***** THE RECORDS *****

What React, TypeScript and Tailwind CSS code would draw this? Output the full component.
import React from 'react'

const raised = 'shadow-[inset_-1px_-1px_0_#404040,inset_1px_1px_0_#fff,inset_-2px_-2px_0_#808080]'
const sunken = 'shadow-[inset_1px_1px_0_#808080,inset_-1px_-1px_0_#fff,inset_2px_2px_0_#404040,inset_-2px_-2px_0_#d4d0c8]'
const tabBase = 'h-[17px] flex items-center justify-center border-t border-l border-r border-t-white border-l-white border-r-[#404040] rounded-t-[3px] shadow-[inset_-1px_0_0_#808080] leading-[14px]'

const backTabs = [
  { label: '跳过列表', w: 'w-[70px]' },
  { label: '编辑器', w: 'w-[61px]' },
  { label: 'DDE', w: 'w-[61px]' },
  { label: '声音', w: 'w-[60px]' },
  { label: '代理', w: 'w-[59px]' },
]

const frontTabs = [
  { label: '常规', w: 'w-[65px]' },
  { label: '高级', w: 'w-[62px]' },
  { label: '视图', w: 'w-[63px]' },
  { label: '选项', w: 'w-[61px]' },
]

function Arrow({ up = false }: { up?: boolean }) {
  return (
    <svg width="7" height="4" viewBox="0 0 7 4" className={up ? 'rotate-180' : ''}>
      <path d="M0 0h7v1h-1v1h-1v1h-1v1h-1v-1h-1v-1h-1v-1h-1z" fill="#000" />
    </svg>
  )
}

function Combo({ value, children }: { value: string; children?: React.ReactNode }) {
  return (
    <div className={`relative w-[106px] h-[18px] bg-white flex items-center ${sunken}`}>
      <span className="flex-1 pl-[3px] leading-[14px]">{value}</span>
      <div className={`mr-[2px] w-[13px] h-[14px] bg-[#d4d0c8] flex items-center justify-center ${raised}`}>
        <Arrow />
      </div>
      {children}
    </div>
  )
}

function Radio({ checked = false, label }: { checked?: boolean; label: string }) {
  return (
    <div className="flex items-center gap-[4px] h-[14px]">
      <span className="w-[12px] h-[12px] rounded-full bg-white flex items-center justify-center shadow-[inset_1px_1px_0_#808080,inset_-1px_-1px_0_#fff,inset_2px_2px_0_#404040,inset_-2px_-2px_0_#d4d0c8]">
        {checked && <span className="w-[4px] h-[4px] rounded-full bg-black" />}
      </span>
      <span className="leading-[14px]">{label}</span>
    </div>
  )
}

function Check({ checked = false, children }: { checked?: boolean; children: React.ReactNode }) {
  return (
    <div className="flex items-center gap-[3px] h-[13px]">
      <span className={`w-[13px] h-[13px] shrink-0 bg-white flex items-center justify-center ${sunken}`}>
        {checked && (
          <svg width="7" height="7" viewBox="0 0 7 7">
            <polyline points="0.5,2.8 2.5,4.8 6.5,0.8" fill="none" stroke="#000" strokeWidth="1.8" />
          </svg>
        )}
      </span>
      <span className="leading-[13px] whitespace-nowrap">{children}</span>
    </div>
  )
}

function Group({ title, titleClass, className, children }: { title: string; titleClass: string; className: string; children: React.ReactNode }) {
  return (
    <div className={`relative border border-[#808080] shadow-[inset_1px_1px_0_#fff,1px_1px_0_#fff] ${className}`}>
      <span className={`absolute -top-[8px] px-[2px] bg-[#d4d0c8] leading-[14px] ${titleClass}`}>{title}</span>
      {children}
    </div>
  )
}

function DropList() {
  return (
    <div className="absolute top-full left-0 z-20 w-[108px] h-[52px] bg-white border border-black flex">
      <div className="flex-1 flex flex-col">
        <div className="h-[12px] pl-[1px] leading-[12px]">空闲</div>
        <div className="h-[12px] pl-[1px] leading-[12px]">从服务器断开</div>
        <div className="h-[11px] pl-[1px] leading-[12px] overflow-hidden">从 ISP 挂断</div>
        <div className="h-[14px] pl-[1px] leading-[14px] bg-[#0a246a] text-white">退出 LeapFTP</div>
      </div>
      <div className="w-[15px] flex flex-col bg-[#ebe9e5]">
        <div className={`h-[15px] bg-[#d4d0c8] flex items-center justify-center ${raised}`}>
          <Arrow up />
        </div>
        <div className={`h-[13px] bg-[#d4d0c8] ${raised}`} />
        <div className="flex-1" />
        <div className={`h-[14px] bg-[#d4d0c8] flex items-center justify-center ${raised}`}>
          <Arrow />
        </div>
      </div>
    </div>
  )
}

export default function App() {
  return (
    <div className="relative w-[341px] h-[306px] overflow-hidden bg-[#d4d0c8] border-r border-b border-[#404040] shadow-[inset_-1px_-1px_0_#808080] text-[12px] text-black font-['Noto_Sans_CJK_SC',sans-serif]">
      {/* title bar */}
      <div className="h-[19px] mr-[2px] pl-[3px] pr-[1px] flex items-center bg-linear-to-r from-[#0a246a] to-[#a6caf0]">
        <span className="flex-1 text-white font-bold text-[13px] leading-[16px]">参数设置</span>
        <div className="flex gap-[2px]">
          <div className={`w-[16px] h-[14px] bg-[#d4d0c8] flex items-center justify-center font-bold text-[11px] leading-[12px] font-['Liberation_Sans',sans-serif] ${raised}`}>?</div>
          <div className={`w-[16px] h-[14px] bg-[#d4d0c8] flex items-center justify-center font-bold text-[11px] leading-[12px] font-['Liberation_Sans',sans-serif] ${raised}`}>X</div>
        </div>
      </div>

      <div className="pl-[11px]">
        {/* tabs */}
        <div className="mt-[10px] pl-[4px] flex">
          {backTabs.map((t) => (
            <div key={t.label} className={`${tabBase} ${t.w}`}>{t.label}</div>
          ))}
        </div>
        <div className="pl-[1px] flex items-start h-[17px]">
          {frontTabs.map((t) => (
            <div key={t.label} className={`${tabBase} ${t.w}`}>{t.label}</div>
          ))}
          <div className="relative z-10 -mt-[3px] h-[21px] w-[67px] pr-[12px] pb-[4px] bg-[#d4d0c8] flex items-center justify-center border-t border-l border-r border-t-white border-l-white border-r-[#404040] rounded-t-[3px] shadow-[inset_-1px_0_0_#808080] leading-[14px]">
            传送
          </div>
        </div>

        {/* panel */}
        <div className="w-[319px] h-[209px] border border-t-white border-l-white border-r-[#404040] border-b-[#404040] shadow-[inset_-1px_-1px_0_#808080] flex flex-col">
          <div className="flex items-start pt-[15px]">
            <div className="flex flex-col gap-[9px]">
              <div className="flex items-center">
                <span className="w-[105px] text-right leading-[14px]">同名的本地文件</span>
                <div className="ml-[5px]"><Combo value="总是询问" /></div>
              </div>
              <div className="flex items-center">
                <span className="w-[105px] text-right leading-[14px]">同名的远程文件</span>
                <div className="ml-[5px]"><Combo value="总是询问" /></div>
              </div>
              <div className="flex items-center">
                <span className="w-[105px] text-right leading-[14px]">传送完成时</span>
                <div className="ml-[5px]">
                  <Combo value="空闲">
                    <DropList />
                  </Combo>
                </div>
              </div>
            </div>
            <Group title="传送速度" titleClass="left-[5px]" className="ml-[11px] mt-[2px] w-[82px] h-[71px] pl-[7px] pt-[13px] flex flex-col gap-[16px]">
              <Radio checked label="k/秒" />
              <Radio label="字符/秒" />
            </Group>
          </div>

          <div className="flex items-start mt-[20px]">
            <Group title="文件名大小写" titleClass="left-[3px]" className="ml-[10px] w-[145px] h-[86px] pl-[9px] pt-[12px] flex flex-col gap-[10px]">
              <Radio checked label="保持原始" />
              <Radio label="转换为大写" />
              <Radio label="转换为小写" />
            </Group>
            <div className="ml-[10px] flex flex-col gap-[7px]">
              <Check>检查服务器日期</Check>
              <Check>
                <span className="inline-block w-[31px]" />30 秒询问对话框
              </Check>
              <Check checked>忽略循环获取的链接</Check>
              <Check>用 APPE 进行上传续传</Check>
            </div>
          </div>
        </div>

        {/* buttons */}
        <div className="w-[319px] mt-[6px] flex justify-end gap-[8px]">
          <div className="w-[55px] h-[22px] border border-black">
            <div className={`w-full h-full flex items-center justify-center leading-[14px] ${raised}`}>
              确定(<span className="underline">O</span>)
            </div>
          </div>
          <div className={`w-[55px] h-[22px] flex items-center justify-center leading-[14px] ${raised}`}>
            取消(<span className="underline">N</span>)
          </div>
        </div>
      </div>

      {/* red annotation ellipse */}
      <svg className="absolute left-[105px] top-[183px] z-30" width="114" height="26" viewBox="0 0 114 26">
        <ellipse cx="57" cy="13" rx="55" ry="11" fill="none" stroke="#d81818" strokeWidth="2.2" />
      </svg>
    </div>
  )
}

*****
***** THE RECORDS *****

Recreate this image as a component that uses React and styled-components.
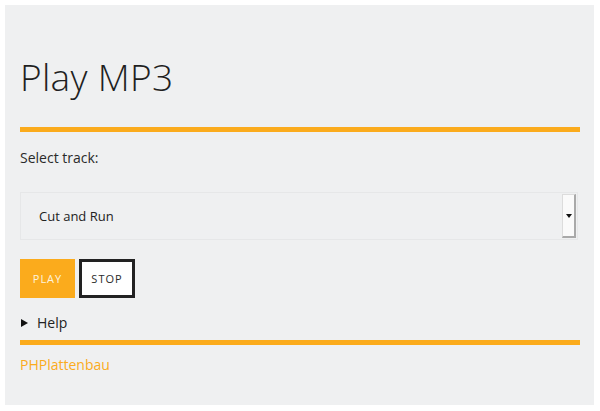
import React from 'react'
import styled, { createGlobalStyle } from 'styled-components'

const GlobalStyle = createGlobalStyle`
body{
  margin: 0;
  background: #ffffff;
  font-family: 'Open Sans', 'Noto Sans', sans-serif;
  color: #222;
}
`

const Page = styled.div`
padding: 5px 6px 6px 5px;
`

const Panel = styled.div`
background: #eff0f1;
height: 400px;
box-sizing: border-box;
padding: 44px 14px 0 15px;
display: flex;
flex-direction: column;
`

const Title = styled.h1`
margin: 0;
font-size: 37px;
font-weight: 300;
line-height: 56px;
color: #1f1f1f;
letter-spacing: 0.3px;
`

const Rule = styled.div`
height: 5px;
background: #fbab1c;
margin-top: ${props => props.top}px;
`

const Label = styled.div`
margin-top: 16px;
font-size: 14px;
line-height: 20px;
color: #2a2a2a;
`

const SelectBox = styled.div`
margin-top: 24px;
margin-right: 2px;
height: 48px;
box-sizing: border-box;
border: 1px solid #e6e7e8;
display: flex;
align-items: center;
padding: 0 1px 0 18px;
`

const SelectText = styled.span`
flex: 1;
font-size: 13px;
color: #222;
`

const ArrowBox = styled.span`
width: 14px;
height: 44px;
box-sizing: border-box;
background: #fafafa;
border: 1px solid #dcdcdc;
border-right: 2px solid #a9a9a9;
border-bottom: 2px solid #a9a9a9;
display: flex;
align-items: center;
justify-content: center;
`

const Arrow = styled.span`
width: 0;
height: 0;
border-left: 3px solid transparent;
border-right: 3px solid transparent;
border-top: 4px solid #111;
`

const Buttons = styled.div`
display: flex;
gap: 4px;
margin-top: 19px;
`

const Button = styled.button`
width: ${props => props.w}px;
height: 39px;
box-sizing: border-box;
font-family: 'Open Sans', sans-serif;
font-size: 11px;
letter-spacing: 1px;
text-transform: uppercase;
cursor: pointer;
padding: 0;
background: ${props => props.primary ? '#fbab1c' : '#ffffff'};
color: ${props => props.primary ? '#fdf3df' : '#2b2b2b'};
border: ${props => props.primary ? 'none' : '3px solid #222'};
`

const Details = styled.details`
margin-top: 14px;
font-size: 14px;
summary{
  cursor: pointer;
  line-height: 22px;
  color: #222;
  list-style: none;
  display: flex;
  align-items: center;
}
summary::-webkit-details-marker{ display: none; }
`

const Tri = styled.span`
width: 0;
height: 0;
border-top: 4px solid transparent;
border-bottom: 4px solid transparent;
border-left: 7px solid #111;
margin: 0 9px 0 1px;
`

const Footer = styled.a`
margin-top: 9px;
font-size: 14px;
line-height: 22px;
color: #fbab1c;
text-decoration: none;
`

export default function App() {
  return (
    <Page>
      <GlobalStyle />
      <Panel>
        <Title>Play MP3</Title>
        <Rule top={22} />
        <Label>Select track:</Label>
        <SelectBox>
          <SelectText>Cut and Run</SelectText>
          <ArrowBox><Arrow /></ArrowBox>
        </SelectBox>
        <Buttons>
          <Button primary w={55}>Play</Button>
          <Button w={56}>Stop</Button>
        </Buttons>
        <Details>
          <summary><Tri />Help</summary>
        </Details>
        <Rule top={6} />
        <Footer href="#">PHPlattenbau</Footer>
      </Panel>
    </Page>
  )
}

*****

DIRECTIVE:
Within the listing above, work out how many lines contain the string "React", and reply with that number only.

WRITTEN REPLY:
7